Considering the development of new drugs and treatments, the studies published in this edition were very broad and addressed different types of therapies in the treatment of injuries in various systems. The use of natural products obtained from plants and animals were more common; among them, we can highlight propolis-nanofiber dressing used for burn treatment and the Huangbai liniment plant compost for accelerated wound healing by Nrf2 activation signalled in diabetes. In one study, Danhong injection was extracted from Salviae Miltiorrhizae Radix and Carthami tinctorii Flos and showed several positive effects, such as anti-inflammatory, antioxidant, and antiapoptotic, and prevented postoperative adhesion. In another study, resveratrol showed protection against thioacetamide toxicity in rat kidneys with respect to DNA damage, oxidative stress, renal function, and cytokine release.
In addition, two studies analysed the importance of nutrition for oxidative stress in tissues. The former study showed that nutrient intake and malnutrition can act as predictors of oxidative uremic toxicity. Therefore, they provided evidence that age and sex exhibited a limited association with malnutrition and cardiometabolic risk factors in haemodialysis patients. In addition, these authors showed that serum antioxidant mediators seem to have greater predictive sensitivity to estimate molecular oxidative damage in haemodialysis patients. The latter study evaluated glutamine supplementation for the treatment of acute pancreatitis and showed that the use of glutamine might be promising for the future management of acute pancreatitis by relieving the intracellular energy stress, thereby attenuating the predominance of necrosis over apoptosis. Moreover, one review summarized the role of macroautophagy in the heart following myocardial infarction and showed that some noncoding RNAs and their easy manipulation exposed their potential as new targets for clinical development to treat autophagy-related diseases. Identification of specific cardiac noncoding RNAs that regulate autophagy could be a good opportunity to protect the heart from myocardial infarction injury without affecting the autophagy activity in other organs.

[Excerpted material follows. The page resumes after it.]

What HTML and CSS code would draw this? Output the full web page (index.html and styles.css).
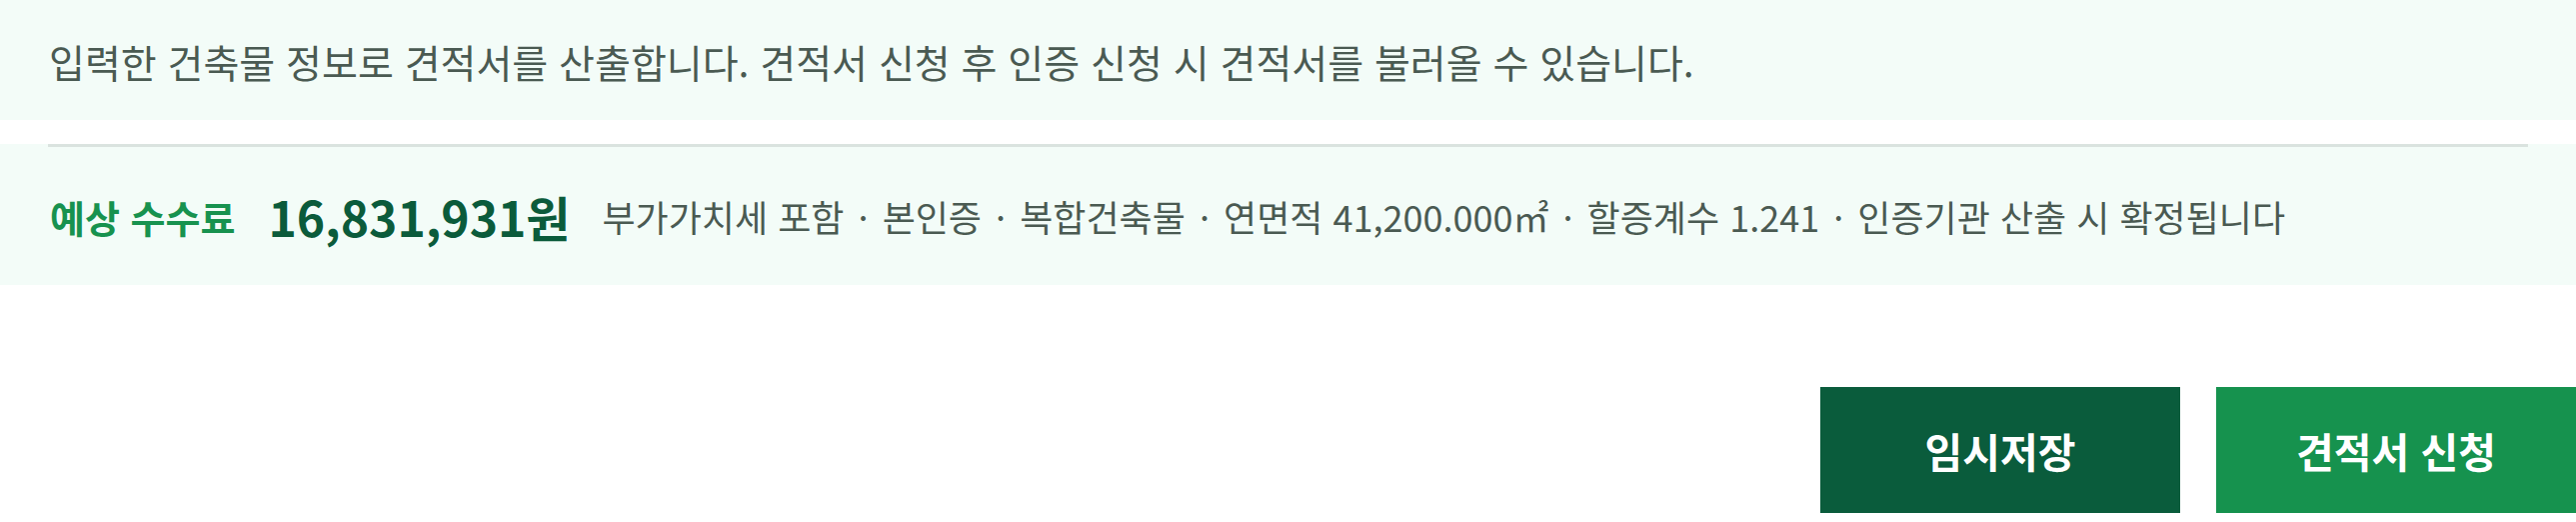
FILE: index.html
```html
<!DOCTYPE html>
<html lang="ko">
<head>
<meta charset="utf-8">
<link rel="stylesheet" href="styles.css">
</head>
<body>
<div class="notice">입력한 건축물 정보로 견적서를 산출합니다. 견적서 신청 후 인증 신청 시 견적서를 불러올 수 있습니다.</div>
<div class="summary">
  <div class="summary-inner">
    <span class="label">예상 수수료</span>
    <span class="amount">16,831,931원</span>
    <span class="detail">부가가치세 포함 <span class="sep">·</span> 본인증 <span class="sep">·</span> 복합건축물 <span class="sep">·</span> 연면적 41,200.000㎡ <span class="sep">·</span> 할증계수 1.241 <span class="sep">·</span> 인증기관 산출 시 확정됩니다</span>
  </div>
</div>
<div class="actions">
  <button class="btn btn-save">임시저장</button>
  <button class="btn btn-submit">견적서 신청</button>
</div>
</body>
</html>
```
FILE: styles.css
```css
html, body {
  margin: 0;
  padding: 0;
  background: #ffffff;
  font-family: "Noto Sans CJK KR", "Noto Sans", sans-serif;
}
.notice {
  height: 120px;
  box-sizing: border-box;
  background: #f3fcf8;
  display: flex;
  align-items: center;
  padding: 2px 49px 0;
  font-size: 39px;
  color: #4a5a52;
}
.summary {
  margin-top: 24px;
  background: #f3fcf8;
  padding: 0 48px;
}
.summary-inner {
  border-top: 3px solid #dae3df;
  height: 141px;
  box-sizing: border-box;
  display: flex;
  align-items: center;
  padding: 0 2px;
}
.label {
  font-size: 38px;
  font-weight: 700;
  color: #17924f;
  margin-right: 33px;
}
.amount {
  font-size: 48px;
  font-weight: 700;
  color: #0b5b3b;
  margin-right: 32px;
}
.detail {
  font-size: 36px;
  color: #4a5a52;
}
.sep {
  margin: 0 4px;
}
.actions {
  display: flex;
  justify-content: flex-end;
  gap: 36px;
  margin-top: 102px;
}
.btn {
  width: 360px;
  height: 126px;
  border: 0;
  border-radius: 0;
  color: #ffffff;
  font-family: "Noto Sans CJK KR", "Noto Sans", sans-serif;
  font-size: 41px;
  font-weight: 700;
  padding: 0;
}
.btn-save { background: #0a5c3c; }
.btn-submit { background: #16924e; }
```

We hope that the readers of this special issue will find these findings interesting and useful to advance the understanding of such a complex and multifaceted theme, suggesting an update for this interesting topic.
Acknowledgments
The editorial team is very grateful to the different groups who submitted their scientific findings to this special issue and to the reviewers who kindly provided their time and experience to improve the quality of each study.
Reggiani Vilela Gonçalves
Andrea M.A. Costa
Lukasz Grzeskowiak
Conflicts of Interest
The authors declare that there is no conflict of interest regarding the publication of this special issue.